ARTICLE XII -- Contracts, Checks, Deposits and Funds
Section 1. Contracts. The Board of Directors may authorize any officer or officers, agent or agents of the Corporation, in addition to the officers so authorized by these Bylaws, to enter into any contract or execute and deliver any instrument in the name of and on behalf of the Corporation, and such authority may be general or confined to specific instances.
Section 2. Checks, Drafts, etc. All checks, drafts, or other orders for the payment of money, notes, or other evidence of indebtedness issued in the name of the Corporation, shall be signed by such officer or officers, agent or agents of the Corporation and in such manner as shall from time to time be determined by resolution of the Board of Directors.

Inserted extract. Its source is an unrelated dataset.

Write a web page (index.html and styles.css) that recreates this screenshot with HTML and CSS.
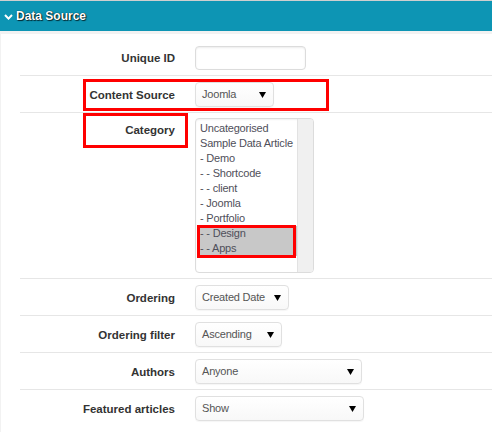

Section 3. Deposits. All funds of the Corporation shall be deposited from time to time to the credit of the Corporation in such banks, trust companies, or other depositories as the Board of Directors may select.
Section 4. Gifts. The Board of Directors may accept on behalf of the Corporation any contribution, gift, bequest, or device for the general purposes or for any special purpose of the Corporation.
ARTICLE XIII -- Seal
Section 1. The Board of Directors shall provide a corporate seal which shall be in the form of a circle and shall have inscribed thereon the name of the Corporation and the words "Corporate Seal, Illinois."
ARTICLE XIV -- Waiver of Notice
Section 1. Whenever any notice is required to be given under the provisions of the General Not For Profit Corporation Act of Illinois, or under the Articles of Incorporation or the Bylaws of the Corporation, a waiver thereof in writing signed by the person or persons entitled to such notices, whether before or after the time stated therein, shall be deemed equivalent to the giving of such notice.
ARTICLE XV -- Amendments to Bylaws
Section 1. Procedure. These Bylaws may be altered, amended, repealed, and new Bylaws may be adopted by a majority of the entire voting membership of the Board of Directors at any meeting of the Board, provided that at least three (3) days written notice is given of intention to alter, amend, repeal, or to adopt new Bylaws at such meeting.
Section 2. Notice. When any amendments of the Bylaws have been made, copies of said amendments, or a complete revised copy of the Bylaws as amended, shall be communicated by mail or made available electronically (including email or over the Internet) within sixty (60) days to each Member Representative and individual Member.